Vico Sotto on being mayor: 'Most challenging 100 days of my life'

Vico Sotto on being mayor: 'Most challenging 100 days of my life'

MANILA, Philippines — “This has been the most challenging 100 days of my life,” Pasig City Mayor Vico Sotto said on Tuesday in his first State of the City Address on Tuesday, on the 100th day since he took his oath of office as the youngest chief executive of a local government in Metro Manila.

Sotto, wearing a white shirt printed with “Pasig: Umaagos ang Pagasa” (Pasig: Hope is Flowing), laid out before Pasigueños gathered at Plaza Bonifacio the accomplishments of the city government under his leadership.


Sotto detailed his goal of making the Pasig, the eighth biggest city in the country, the first implementor of the Universal Healthcare Law.

He noted that the city had allotted P36 million in 2019 to allow more Pasigueños to be covered by PhilHealth.
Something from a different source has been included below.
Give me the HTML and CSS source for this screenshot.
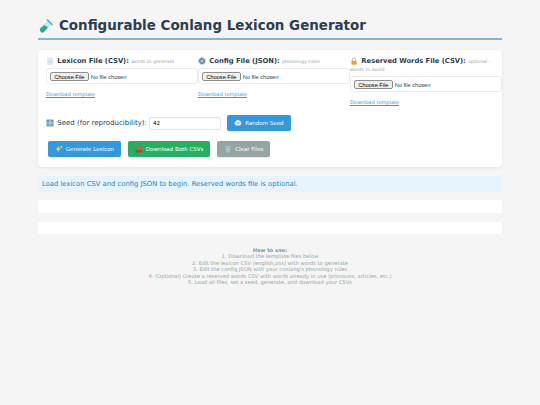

This includes senior citizens, persons with disabilities, and tricycle drivers and operators.

Sotto also stressed the need to strengthen barangay health centers by rehabilitating their facilities and providing more medical supplies.

According to him, the city budget for medical supplies for 2020 is three times larger than in 2019.
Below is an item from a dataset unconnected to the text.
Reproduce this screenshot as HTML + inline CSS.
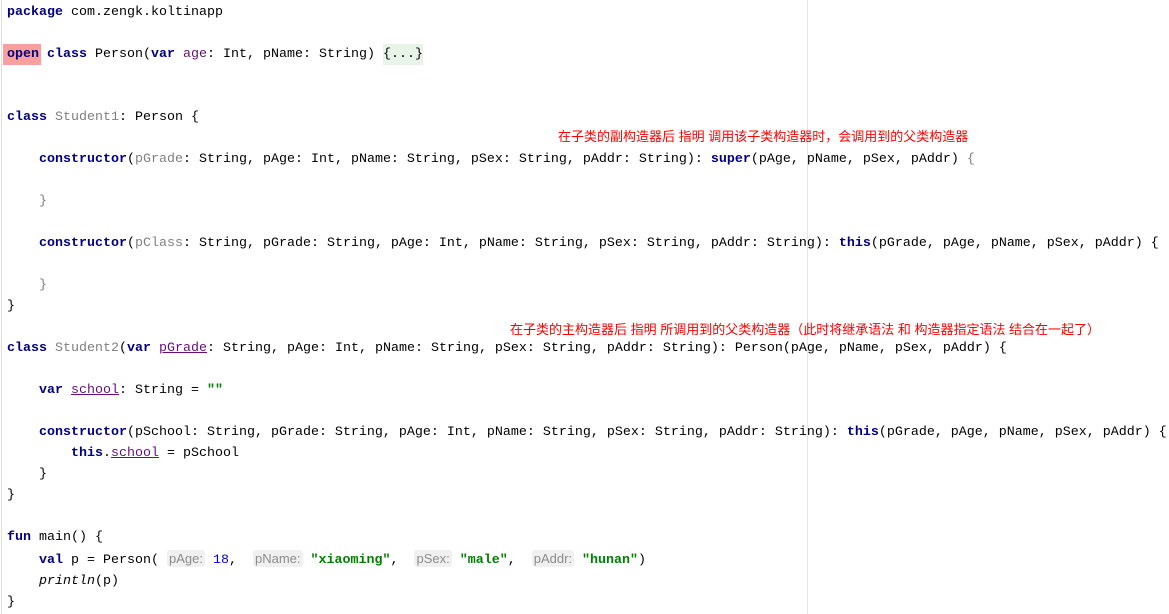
<!DOCTYPE html>
<html><head><meta charset="utf-8"><style>
body{margin:0;background:#fff;width:1169px;height:614px;overflow:hidden;position:relative}
.code{position:absolute;left:7px;top:2px;font-family:"Liberation Mono",monospace;font-size:13.33px;line-height:21px;white-space:pre;color:#000}
.k{color:#000080;font-weight:bold}
.p{color:#660e7a}
.g{color:#808080}
.s{color:#008000;font-weight:bold}
.n{color:#0000ff}
.u{text-decoration:underline}
.open{background:#f8a0a0;padding:3px 2px 3px 4px;margin:0 -2px 0 -4px}
.fold{background:#e8f4e8;padding:3px 0}
.h{font-family:"Liberation Sans",sans-serif;font-size:13px;color:#8c8c8c;background:#f0f0f0;border-radius:3px;padding:1px 2px}
.note{position:absolute;font-family:"Liberation Sans","Noto Sans CJK SC",sans-serif;font-size:13px;color:#f00;white-space:nowrap}
.margin{position:absolute;left:807px;top:0;width:1px;height:614px;background:#e6e6e6}
.lb{position:absolute;left:1px;top:0;width:1px;height:614px;background:#e0e0e0}
</style></head><body>
<div class="lb"></div>
<div class="margin"></div>
<div class="note" style="left:558px;top:126px">在子类的副构造器后 指明 调用该子类构造器时，会调用到的父类构造器</div>
<div class="note" style="left:510px;top:319px">在子类的主构造器后 指明 所调用到的父类构造器（此时将继承语法 和 构造器指定语法 结合在一起了）</div>
<div class="code"><span class="k">package</span> com.zengk.koltinapp

<span class="k open">open</span> <span class="k">class</span> Person(<span class="k">var</span> <span class="p">age</span>: Int, pName: String) <span class="fold">{...}</span>


<span class="k">class</span> <span class="g">Student1</span>: Person {

    <span class="k">constructor</span>(<span class="g">pGrade</span>: String, pAge: Int, pName: String, pSex: String, pAddr: String): <span class="k">super</span>(pAge, pName, pSex, pAddr) <span class="g">{</span>

    <span class="g">}</span>

    <span class="k">constructor</span>(<span class="g">pClass</span>: String, pGrade: String, pAge: Int, pName: String, pSex: String, pAddr: String): <span class="k">this</span>(pGrade, pAge, pName, pSex, pAddr) {

    <span class="g">}</span>
}

<span class="k">class</span> <span class="g">Student2</span>(<span class="k">var</span> <span class="p u">pGrade</span>: String, pAge: Int, pName: String, pSex: String, pAddr: String): Person(pAge, pName, pSex, pAddr) {

    <span class="k">var</span> <span class="p u">school</span>: String = <span class="s">""</span>

    <span class="k">constructor</span>(pSchool: String, pGrade: String, pAge: Int, pName: String, pSex: String, pAddr: String): <span class="k">this</span>(pGrade, pAge, pName, pSex, pAddr) {
        <span class="k">this</span>.<span class="p u">school</span> = pSchool
    }
}

<span class="k">fun</span> main() {
    <span class="k">val</span> p = Person( <span class="h">pAge:</span> <span class="n">18</span>,  <span class="h">pName:</span> <span class="s">"xiaoming"</span>,  <span class="h">pSex:</span> <span class="s">"male"</span>,  <span class="h">pAddr:</span> <span class="s">"hunan"</span>)
    <i>println</i>(p)
}</div>
</body></html>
He said public hospitals in the city should focus more on service delivery rather than income generation.

“With the help of the council, we will amend the Revenue Code to make medical services affordable, if not free, for Pasig residents,” he said in Filipino.


Among his “Big Five Agenda” for the city, Sotto called the housing sector the most challenging.

He said he had signed a memorandum stopping the collection of the so-called “compounded monthly penalties” on delinquent payments of beneficiaries of the city’s housing projects.

He said he was hoping he could, with the help of the council, to make the penalty even lower.


“Here in Pasig, for the first time, our scholarship program is no longer named after a politician but after Pasigueños,” he said.

The city budget, he added, had been realigned to accommodate more scholars — now at a record-high of  13,000 scholars, which he hoped increase to 16,000 scholars in 2020.

In other sectors

Sotto mentioned the “notorious” traffic enforcers of the city, called “Blue Boys,” who would reportedly ask money from traffic violators.

He said traffic enforcers had been reshuffled and had been required to attend a professional development program to improve their services.

The young mayor also laid out other accomplishments — particularly in curbing corruption in government offices and ensuring ease of doing business.

“We enjoin the public to continue reporting cases of corruption. Like I said, and this is a stern warning to everyone: The corrupt will be dealt with accordingly,” he said.

Among those present during Sotto’s address were his mother, actress Coney Reyes, and Rep. Roman Romulo.

Before delivering his SOCA, several programs covering various sectors were also launched.

Sotto ended the Eusebio clan’s 27-year rule in Pasig when he defeated reelectionist Robert “Bobby” Eusebio by over 70,000 votes in the May 2019 midterm elections.